Rate Limiting and Account Protection

Authentication endpoints are high-value targets. Protect them with:

• Rate limiting: Limit login attempts per IP address and per account.
• Account lockout: Temporarily lock accounts after repeated failed attempts.
• CAPTCHA: Add CAPTCHA after a threshold of failed attempts.
• Multi-factor authentication (MFA): Require a second factor for sensitive operations.

from flask_limiter import Limiter
from flask_limiter.util import get_remote_address

limiter = Limiter(
    get_remote_address,
    app=app,
    default_limits=["200 per day", "50 per hour"],
    storage_uri="redis://localhost:6379"
)

@app.route('/login', methods=['POST'])
@limiter.limit("5 per minute")  # Strict rate limit on login
def login():
    # ... authentication logic
    pass

27.6 Authorization and Access Control

Authentication answers "Who are you?" Authorization answers "What are you allowed to do?" Even if authentication is perfect, broken authorization can expose sensitive data and functionality.

Role-Based Access Control (RBAC)

RBAC assigns permissions to roles, and roles to users. It is the most common authorization model for web applications:

from enum import Enum
from functools import wraps
from flask import g, abort

class Role(str, Enum):
    VIEWER = "viewer"
    EDITOR = "editor"
    ADMIN = "admin"

# Permission matrix: role -> set of allowed actions
PERMISSIONS: dict[Role, set[str]] = {
    Role.VIEWER: {"read_article", "read_comment"},
    Role.EDITOR: {"read_article", "read_comment", "create_article", "edit_article",
                  "create_comment"},
    Role.ADMIN: {"read_article", "read_comment", "create_article", "edit_article",
                 "delete_article", "create_comment", "delete_comment", "manage_users"},
}

def require_permission(permission: str):
    """Decorator to enforce permission-based access control."""
    def decorator(f):
        @wraps(f)
        def decorated_function(*args, **kwargs):
            user_role = getattr(g, 'user_role', None)
            if user_role is None:
                abort(401)  # Unauthenticated
            allowed = PERMISSIONS.get(Role(user_role), set())
            if permission not in allowed:
                abort(403)  # Forbidden
            return f(*args, **kwargs)
        return decorated_function
    return decorator

@app.route('/admin/users')
@require_permission('manage_users')
def manage_users():
    """Only admins can access this endpoint."""
    # ... user management logic
    pass

Attribute-Based Access Control (ABAC)

ABAC makes authorization decisions based on attributes of the user, the resource, and the environment. It is more flexible than RBAC for complex scenarios:

from dataclasses import dataclass
from datetime import datetime, timezone

@dataclass
class AccessRequest:
    user_id: int
    user_role: str
    user_department: str
    resource_owner_id: int
    resource_classification: str  # "public", "internal", "confidential"
    action: str
    request_time: datetime

def evaluate_access(request: AccessRequest) -> bool:
    """Evaluate an access request using attribute-based rules."""
    # Rule 1: Admins can access everything
    if request.user_role == "admin":
        return True

    # Rule 2: Users can always read public resources
    if request.action == "read" and request.resource_classification == "public":
        return True

    # Rule 3: Users can edit their own resources
    if request.action in ("read", "edit") and request.user_id == request.resource_owner_id:
        return True

    # Rule 4: Internal resources require same department
    if (request.resource_classification == "internal"
            and request.action == "read"
            and request.user_department != ""):
        return True

    # Rule 5: Confidential resources require explicit admin role
    if request.resource_classification == "confidential" and request.user_role != "admin":
        return False

    # Default deny
    return False

Principle: Default Deny

Always default to denying access. If no rule explicitly grants permission, the request should be rejected. This is the authorization equivalent of whitelisting.

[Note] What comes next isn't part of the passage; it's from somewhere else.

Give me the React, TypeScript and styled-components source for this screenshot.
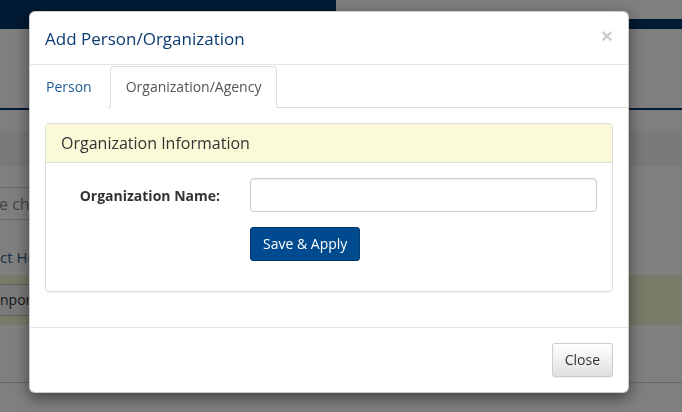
import React, { useState } from 'react';
import styled, { createGlobalStyle } from 'styled-components';

const GlobalStyle = createGlobalStyle`
  * { box-sizing: border-box; }
  html, body {
    margin: 0;
    padding: 0;
    width: 682px;
    height: 412px;
    overflow: hidden;
    background: #fff;
    font-family: "Open Sans", "Liberation Sans", Arial, sans-serif;
    font-size: 14px;
    color: #333;
  }
`;

/* ---------- page behind the modal ---------- */

const Page = styled.div`
  width: 682px;
  height: 412px;
  display: flex;
  flex-direction: column;
`;

const TopBar = styled.div`
  display: flex;
  height: 29px;
`;

const Brand = styled.div`
  width: 336px;
  background: #033466;
`;

const TopRight = styled.div`
  flex: 1;
  display: flex;
  flex-direction: column;
  justify-content: flex-end;
`;

const NavStrip = styled.div`
  height: 10px;
  background: #033466;
`;

const PageHeader = styled.div`
  height: 81px;
  border-bottom: 2px solid #033466;
`;

const Band = styled.div<{ $tone: string; $height: number; $gap: number }>`
  height: ${p => p.$height}px;
  margin-top: ${p => p.$gap}px;
  background: ${p => p.$tone};
  display: flex;
  align-items: center;
`;

const SearchBox = styled.div`
  width: 400px;
  height: 33px;
  margin-top: 21px;
  border-top: 1px solid #d6d6d6;
  border-bottom: 1px solid #d6d6d6;
  display: flex;
  align-items: center;
  color: #8a8a8a;
  font-size: 16px;
  margin-left: -1px;
`;

const PageLink = styled.div`
  margin-top: 27px;
  height: 20px;
  color: #2a5f96;
  font-size: 15px;
  line-height: 20px;
`;

const GhostButton = styled.div`
  height: 32px;
  width: 60px;
  margin-left: -10px;
  border: 1px solid #bbb;
  border-radius: 3px;
  background: #f4f4f4;
  font-size: 14px;
  line-height: 30px;
  padding-left: 9px;
  color: #333;
`;

const PageRule = styled.div`
  margin-top: 57px;
  border-top: 1px solid #cfcfcf;
`;

/* ---------- modal ---------- */

const Backdrop = styled.div`
  position: fixed;
  inset: 0;
  background: rgba(0, 0, 0, 0.5);
`;

const Dialog = styled.div`
  position: fixed;
  top: 11px;
  left: 29px;
  width: 600px;
  background: #fff;
  border: 1px solid rgba(0, 0, 0, 0.2);
  border-radius: 6px;
  box-shadow: 0 5px 15px rgba(0, 0, 0, 0.5);
  display: flex;
  flex-direction: column;
`;

const Header = styled.div`
  height: 53px;
  padding: 0 15px;
  border-bottom: 1px solid #e5e5e5;
  display: flex;
  align-items: center;
  justify-content: space-between;
`;

const Title = styled.h4`
  margin: 0;
  font-size: 17px;
  font-weight: 400;
  color: #0b3c72;
`;

const CloseX = styled.button`
  border: 0;
  background: transparent;
  padding: 0;
  margin-top: -6px;
  font-family: "Liberation Sans", Arial, sans-serif;
  font-size: 21px;
  font-weight: 700;
  line-height: 1;
  color: #000;
  opacity: 0.2;
  cursor: pointer;
`;

const Tabs = styled.ul`
  list-style: none;
  margin: 0;
  padding: 1px 0 0 0;
  display: flex;
  border-bottom: 1px solid #ddd;
`;

const Tab = styled.li<{ $active?: boolean }>`
  margin-right: 2px;
  margin-bottom: -1px;
  padding: 10px 15px;
  line-height: 20px;
  font-size: 14px;
  border: 1px solid ${p => (p.$active ? '#ddd' : 'transparent')};
  border-bottom-color: ${p => (p.$active ? '#fff' : 'transparent')};
  border-radius: 4px 4px 0 0;
  background: #fff;
  color: ${p => (p.$active ? '#555' : '#1d5b98')};
  cursor: pointer;
`;

const Body = styled.div`
  padding: 15px;
`;

const Panel = styled.div`
  border: 1px solid #ddd;
  border-radius: 4px;
  margin-bottom: 20px;
  box-shadow: 0 1px 1px rgba(0, 0, 0, 0.05);
`;

const PanelHeading = styled.div`
  height: 39px;
  padding: 0 15px;
  background: #fafad8;
  border-bottom: 1px solid #ddd;
  border-radius: 3px 3px 0 0;
  display: flex;
  align-items: center;
  font-size: 16px;
  color: #333;
`;

const PanelBody = styled.div`
  padding: 15px 15px 30px 0;
  display: grid;
  grid-template-columns: 189px 1fr;
  row-gap: 15px;
`;

const Label = styled.label`
  padding: 2px 15px 0 0;
  text-align: right;
  font-weight: 700;
  font-size: 14px;
  line-height: 32px;
  color: #333;
`;

const Field = styled.div`
  padding-left: 15px;
`;

const TextInput = styled.input`
  display: block;
  width: 100%;
  height: 34px;
  padding: 6px 12px;
  font-family: inherit;
  font-size: 14px;
  border: 1px solid #ccc;
  border-radius: 4px;
  box-shadow: inset 0 1px 1px rgba(0, 0, 0, 0.075);
  outline: none;
`;

const Button = styled.button<{ $primary?: boolean }>`
  height: 34px;
  padding: 6px 12px;
  font-family: inherit;
  font-size: 14px;
  line-height: 20px;
  border-radius: 3px;
  cursor: pointer;
  border: 1px solid ${p => (p.$primary ? '#003a70' : '#ccc')};
  color: ${p => (p.$primary ? '#fff' : '#333')};
  background: ${p => (p.$primary ? '#004b8f' : 'linear-gradient(#fff, #e0e0e0)')};
  box-shadow: ${p => (p.$primary ? 'none' : 'inset 0 1px 0 rgba(255,255,255,.15), 0 1px 1px rgba(0,0,0,.075)')};
`;

const Footer = styled.div`
  padding: 15px;
  border-top: 1px solid #e5e5e5;
  display: flex;
  justify-content: flex-end;
`;

const App: React.FC = () => {
  const [tab, setTab] = useState<'person' | 'org'>('org');
  const [orgName, setOrgName] = useState('');

  return (
    <>
      <GlobalStyle />
      <Page>
        <TopBar>
          <Brand />
          <TopRight>
            <NavStrip />
          </TopRight>
        </TopBar>
        <PageHeader />
        <Band $tone="#f2f2f2" $height={35} $gap={21} />
        <SearchBox>e changes</SearchBox>
        <PageLink>ct Heads</PageLink>
        <Band $tone="#f5f5d2" $height={50} $gap={8}>
          <GhostButton>nport</GhostButton>
        </Band>
        <PageRule />
      </Page>

      <Backdrop />
      <Dialog>
        <Header>
          <Title>Add Person/Organization</Title>
          <CloseX aria-label="Close">×</CloseX>
        </Header>
        <Tabs>
          <Tab $active={tab === 'person'} onClick={() => setTab('person')}>Person</Tab>
          <Tab $active={tab === 'org'} onClick={() => setTab('org')}>Organization/Agency</Tab>
        </Tabs>
        <Body>
          <Panel>
            <PanelHeading>Organization Information</PanelHeading>
            <PanelBody>
              <Label htmlFor="orgName">Organization Name:</Label>
              <Field>
                <TextInput id="orgName" value={orgName} onChange={e => setOrgName(e.target.value)} />
              </Field>
              <div />
              <Field>
                <Button $primary>Save &amp; Apply</Button>
              </Field>
            </PanelBody>
          </Panel>
        </Body>
        <Footer>
          <Button>Close</Button>
        </Footer>
      </Dialog>
    </>
  );
};

export default App;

Common Authorization Vulnerabilities

1. Insecure Direct Object References (IDOR): A user accesses another user's data by changing an ID in the URL. Always verify that the authenticated user is authorized to access the specific resource.
2. Privilege escalation: A regular user gains admin privileges by manipulating requests. Always validate roles server-side; never trust client-side role information.
3. Missing function-level access control: Administrative endpoints lack authorization checks. Apply the require_permission pattern to every endpoint.
4. Path traversal: A user accesses files outside the intended directory. Validate and sanitize file paths.

import os

def safe_file_path(base_dir: str, user_filename: str) -> str:
    """Resolve a filename safely, preventing path traversal."""
    # Normalize and resolve the path
    requested_path = os.path.realpath(os.path.join(base_dir, user_filename))
    base_path = os.path.realpath(base_dir)

    # Ensure the resolved path starts with the base directory
    if not requested_path.startswith(base_path + os.sep) and requested_path != base_path:
        raise ValueError("Path traversal detected")

    return requested_path

27.7 Secrets Management

Secrets—API keys, database passwords, encryption keys, OAuth client secrets—are the crown jewels of your application. A single exposed secret can compromise your entire system.

The Cardinal Rule: Never Hardcode Secrets

# NEVER DO THIS
DATABASE_URL = "postgresql://admin:SuperSecret123@db.example.com:5432/myapp"
API_KEY = "sk-abc123def456ghi789"

This seems obvious, but it is one of the most common security failures in AI-generated code. AI assistants routinely generate code with placeholder secrets like "your-api-key-here" or, worse, realistic-looking secrets that developers forget to replace.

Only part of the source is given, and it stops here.